(YOUR GOAL):
Note each line that includes the word "styles". Copy those lines.

(DATASET EXCERPT):
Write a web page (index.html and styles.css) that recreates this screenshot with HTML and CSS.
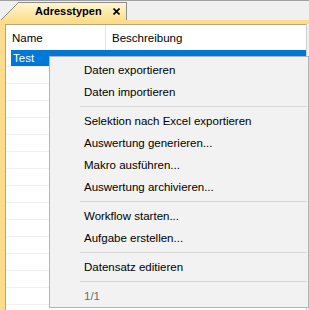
FILE: index.html
```html
<!DOCTYPE html>
<html>
<head>
<meta charset="utf-8">
<link rel="stylesheet" href="styles.css">
</head>
<body>
<div class="window">
  <div class="tabstrip">
    <div class="tab">
      <span class="tab-title">Adresstypen</span>
      <svg class="tab-close" width="7" height="7" viewBox="0 0 7 7"><path d="M0.5 0.5 L6.5 6.5 M6.5 0.5 L0.5 6.5" stroke="#000" stroke-width="1.6" fill="none"/></svg>
    </div>
  </div>
  <div class="frame">
    <div class="pane">
      <div class="grid-head">
        <div class="hcell c1">Name</div>
        <div class="hcell c2">Beschreibung</div>
      </div>
      <div class="row selected"><div class="sel">Test</div></div>
      <div class="row"></div><div class="row"></div><div class="row"></div><div class="row"></div>
      <div class="row"></div><div class="row"></div><div class="row"></div><div class="row"></div>
      <div class="row"></div><div class="row"></div><div class="row"></div><div class="row"></div>
      <div class="row"></div><div class="row"></div><div class="row"></div>
    </div>
  </div>
  <div class="menu">
    <div class="item">Daten exportieren</div>
    <div class="item">Daten importieren</div>
    <div class="sep"></div>
    <div class="item">Selektion nach Excel exportieren</div>
    <div class="item">Auswertung generieren...</div>
    <div class="item">Makro ausführen...</div>
    <div class="item">Auswertung archivieren...</div>
    <div class="sep"></div>
    <div class="item">Workflow starten...</div>
    <div class="item">Aufgabe erstellen...</div>
    <div class="sep"></div>
    <div class="item">Datensatz editieren</div>
    <div class="sep"></div>
    <div class="item disabled">1/1</div>
  </div>
</div>
</body>
</html>
```
FILE: styles.css
```css
* { box-sizing: border-box; }
html, body { margin: 0; padding: 0; }
body {
  background: #f0f0f0;
  font-family: "Liberation Sans", Arial, sans-serif;
  font-size: 11.5px;
  color: #000;
  width: 309px;
  height: 310px;
  overflow: hidden;
}
.window {
  position: relative;
  height: 310px;
  border-top: 1px solid #a0a0a0;
}
.tabstrip {
  height: 19px;
  padding-top: 1px;
  padding-left: 1px;
  display: flex;
}
.tab {
  width: 126px;
  height: 18px;
  display: flex;
  align-items: center;
  padding-left: 34px;
  border-right: 1px solid #8c8c8c;
  background:
    linear-gradient(to bottom right, #f0f0f0 calc(50% - 0.7px), #8a8a8a 50%, transparent calc(50% + 0.7px)) 0 0 / 18px 18px no-repeat,
    linear-gradient(#8c8c8c, #8c8c8c) 17px 0 / 100% 1px no-repeat,
    linear-gradient(#fff7d6, #fde08c);
}
.tab-title {
  font-weight: bold;
  font-size: 11px;
}
.tab-close {
  margin-left: auto;
  margin-right: 6px;
  display: block;
}
.frame {
  border-top: 4px solid #fddc8b;
  height: 290px;
}
.pane {
  width: 307px;
  height: 100%;
  background: #fff;
  border-left: 5px solid #fddc8b;
  border-right: 1px solid #cfcfcf;
  box-shadow: inset 1px 1px 0 #b7a57c;
  padding: 1px 0 0 1px;
}
.grid-head {
  display: flex;
  height: 25px;
}
.hcell {
  display: flex;
  align-items: center;
  padding-left: 6px;
}
.hcell.c1 {
  width: 100px;
  border-right: 1px solid #e5e5e5;
}
.hcell.c2 { flex: 1; }
.row {
  height: 17px;
  border-bottom: 1px solid #f0f0f0;
}
.row.selected { padding-left: 5px; }
.sel {
  height: 16px;
  background: #0078d7;
  color: #fff;
  padding-left: 2px;
  line-height: 16px;
}
.menu {
  position: absolute;
  left: 49px;
  top: 55px;
  width: 260px;
  background: #f2f2f2;
  border: 1px solid #b4b4b4;
  padding: 2px 0 0 0;
}
.item {
  height: 22px;
  line-height: 22px;
  padding-left: 34px;
  white-space: nowrap;
}
.item.disabled { color: #6d6d6d; }
.sep {
  height: 1px;
  margin: 3px 1px 3px 30px;
  background: #d7d7d7;
}
```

(WRITTEN SOLUTION):
Write a web page (index.html and styles.css) that recreates this screenshot with HTML and CSS.
<link rel="stylesheet" href="styles.css">
FILE: styles.css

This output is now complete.